## Information supplied
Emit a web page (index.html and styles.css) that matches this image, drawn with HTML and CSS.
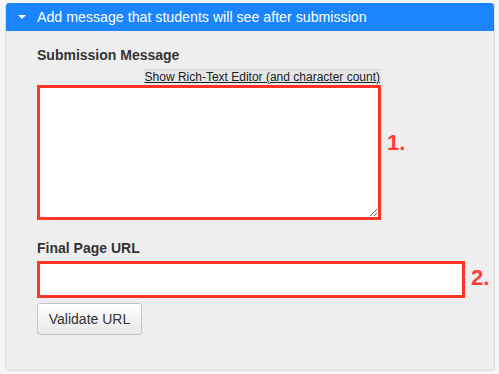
FILE: index.html
```html
<!DOCTYPE html>
<html lang="en">
<head>
    <meta charset="UTF-8">
    <title>Submission Message</title>
    <link rel="stylesheet" href="styles.css">
</head>
<body>
    <!-- panel -->
    <div class="panel">
        <div class="panel-head">
            <span class="caret"></span>
            Add message that students will see after submission
        </div>
        <div class="panel-body">
            <h4 class="label">Submission Message</h4>
            <div class="field-row">
                <div class="field-col">
                    <a class="rich-link" href="#">Show Rich-Text Editor (and character count)</a>
                    <textarea class="msg-box"></textarea>
                </div>
                <span class="step">1.</span>
            </div>

            <h4 class="label url-label">Final Page URL</h4>
            <div class="field-row">
                <input class="url-box" type="text">
                <span class="step">2.</span>
            </div>
            <button class="btn">Validate URL</button>
        </div>
    </div>
</body>
</html>
```

FILE: styles.css
```css
* { box-sizing: border-box; }
body { margin: 0; font-family: "Liberation Sans", Arial, sans-serif; background: #f6f6f6; color: #333; }

/* panel */
.panel {
    width: 490px;
    height: 368px;
    margin: 3px 0 0 5px;
    background: #eee;
    border: 1px solid #ddd;
    border-top: none;
    border-radius: 4px;
    overflow: hidden;
}
.panel-head {
    height: 28px;
    background: #1a85ff;
    color: white;
    font-size: 14.2px;
    line-height: 28px;
    padding-left: 12px;
    display: flex;
    align-items: center;
}
.caret {
    width: 0;
    height: 0;
    border-left: 4px solid transparent;
    border-right: 4px solid transparent;
    border-top: 4px solid white;
    margin-right: 11px;
}

.panel-body { padding: 14px 0 0 31px; }
.label {
    margin: 0;
    font-size: 14px;
    line-height: 20px;
    font-weight: bold;
}
.url-label { margin-top: 18px; }

.field-row {
    display: flex;
    align-items: center;
}
.field-col { width: 344px; }
.rich-link {
    display: table;
    margin: 4px 0 1px auto;
    font-size: 12px;
    line-height: 14px;
    color: #222;
    background: #e6e6e6;
    border-top: 1px solid #d8d8d8;
    padding: 0 1px;
}
.msg-box {
    display: block;
    width: 344px;
    height: 135px;
    border: 3px solid #ff3326;
    background: white;
    resize: vertical;
}
.url-box {
    width: 428px;
    height: 37px;
    margin-top: 3px;
    border: 3px solid #ff3326;
    background: white;
}
.step {
    margin-left: 6px;
    color: #ff3b3b;
    font-size: 22px;
    font-weight: bold;
}

.btn {
    margin-top: 5px;
    width: 105px;
    height: 32px;
    font-family: inherit;
    font-size: 14px;
    color: #333;
    background: linear-gradient(#fff, #e8e8e8);
    border: 1px solid #c4c4c4;
    border-radius: 3px;
}
```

## Written task
Leaving the pictures aside, transcribe the entire listing exactly.

## Task output
Emit a web page (index.html and styles.css) that matches this image, drawn with HTML and CSS.
FILE: index.html
```html
<!DOCTYPE html>
<html lang="en">
<head>
    <meta charset="UTF-8">
    <title>Submission Message</title>
    <link rel="stylesheet" href="styles.css">
</head>
<body>
    <!-- panel -->
    <div class="panel">
        <div class="panel-head">
            <span class="caret"></span>
            Add message that students will see after submission
        </div>
        <div class="panel-body">
            <h4 class="label">Submission Message</h4>
            <div class="field-row">
                <div class="field-col">
                    <a class="rich-link" href="#">Show Rich-Text Editor (and character count)</a>
                    <textarea class="msg-box"></textarea>
                </div>
                <span class="step">1.</span>
            </div>

            <h4 class="label url-label">Final Page URL</h4>
            <div class="field-row">
                <input class="url-box" type="text">
                <span class="step">2.</span>
            </div>
            <button class="btn">Validate URL</button>
        </div>
    </div>
</body>
</html>
```

FILE: styles.css
```css
* { box-sizing: border-box; }
body { margin: 0; font-family: "Liberation Sans", Arial, sans-serif; background: #f6f6f6; color: #333; }

/* panel */
.panel {
    width: 490px;
    height: 368px;
    margin: 3px 0 0 5px;
    background: #eee;
    border: 1px solid #ddd;
    border-top: none;
    border-radius: 4px;
    overflow: hidden;
}
.panel-head {
    height: 28px;
    background: #1a85ff;
    color: white;
    font-size: 14.2px;
    line-height: 28px;
    padding-left: 12px;
    display: flex;
    align-items: center;
}
.caret {
    width: 0;
    height: 0;
    border-left: 4px solid transparent;
    border-right: 4px solid transparent;
    border-top: 4px solid white;
    margin-right: 11px;
}

.panel-body { padding: 14px 0 0 31px; }
.label {
    margin: 0;
    font-size: 14px;
    line-height: 20px;
    font-weight: bold;
}
.url-label { margin-top: 18px; }

.field-row {
    display: flex;
    align-items: center;
}
.field-col { width: 344px; }
.rich-link {
    display: table;
    margin: 4px 0 1px auto;
    font-size: 12px;
    line-height: 14px;
    color: #222;
    background: #e6e6e6;
    border-top: 1px solid #d8d8d8;
    padding: 0 1px;
}
.msg-box {
    display: block;
    width: 344px;
    height: 135px;
    border: 3px solid #ff3326;
    background: white;
    resize: vertical;
}
.url-box {
    width: 428px;
    height: 37px;
    margin-top: 3px;
    border: 3px solid #ff3326;
    background: white;
}
.step {
    margin-left: 6px;
    color: #ff3b3b;
    font-size: 22px;
    font-weight: bold;
}

.btn {
    margin-top: 5px;
    width: 105px;
    height: 32px;
    font-family: inherit;
    font-size: 14px;
    color: #333;
    background: linear-gradient(#fff, #e8e8e8);
    border: 1px solid #c4c4c4;
    border-radius: 3px;
}
```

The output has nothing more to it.